Ouvido pela reportagem, Ros aponta que a liberdade de expressão é um direito fundamental, mas que, “assim como vários outros princípios, já sofreu modulações em situações específicas para que outras coisas tivessem mais valor”. Normalmente, ele explica, “são os interesses mais difusos e coletivos que se sobrepõem, porque eles representam o interesse da maioria. Existe uma ampla base de discussões que são pacíficas de toda a sociedade. Existem pontos comuns e elementos evidentes para que a gente proceda com uma regulação maior desse mercado. O discurso da liberdade de expressão ganhou forma, ganhou couro, como uma tentativa de impedir a regulação destes agentes”.
Em um artigo publicado em 2023 na plataforma de notícias jurídicas Jota, o advogado aponta que talvez haja algum pequeno tolhimento na liberdade de expressão.

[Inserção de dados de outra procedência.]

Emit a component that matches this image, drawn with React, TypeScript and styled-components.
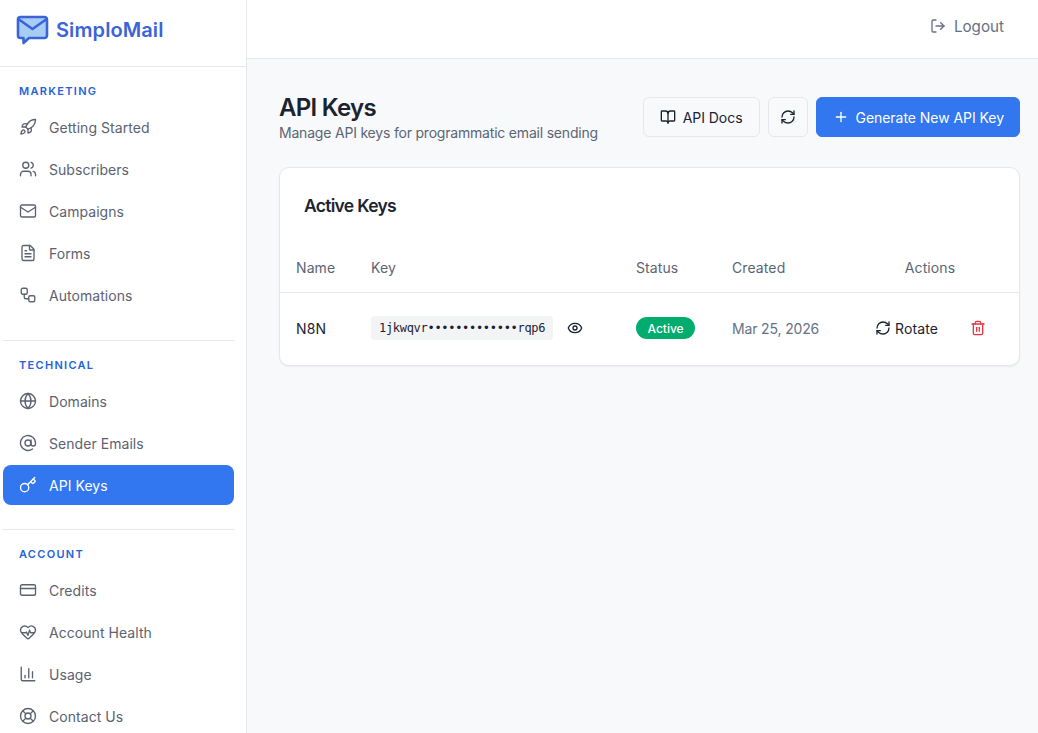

Ao Brasil de Fato ele reforça a ideia, mas não considera um problema: “agora, para mim, é o momento pendular para a gente regular e eventualmente, depois, discutir os excessos que foram feitos, e não a gente simplesmente deixar um ambiente desregulado e permissivo como existe hoje”.
Decidido que após esse julgamento a legislação será outra, resta apenas saber o quão duramente o Supremo posicionará o Brasil frente aos conteúdos criminosos em plataformas e os lucros, diretos ou indiretos, recebidos pelas plataformas pela livre circulação deles. Ros pontua que multar pode não ser o suficiente. “Quando a gente fala de sanção pecuniária, nós teríamos que fazer um cálculo econômico de quanto as plataformas lucram com essa prática. Não me parece que a utilização de mecanismos pecuniários, exclusivamente, seja um instrumento eficaz para a gente criar um poder de dissuasão, um efeito pedagógico e um efeito regressivo, que é o que deveríamos ter com essas punições.”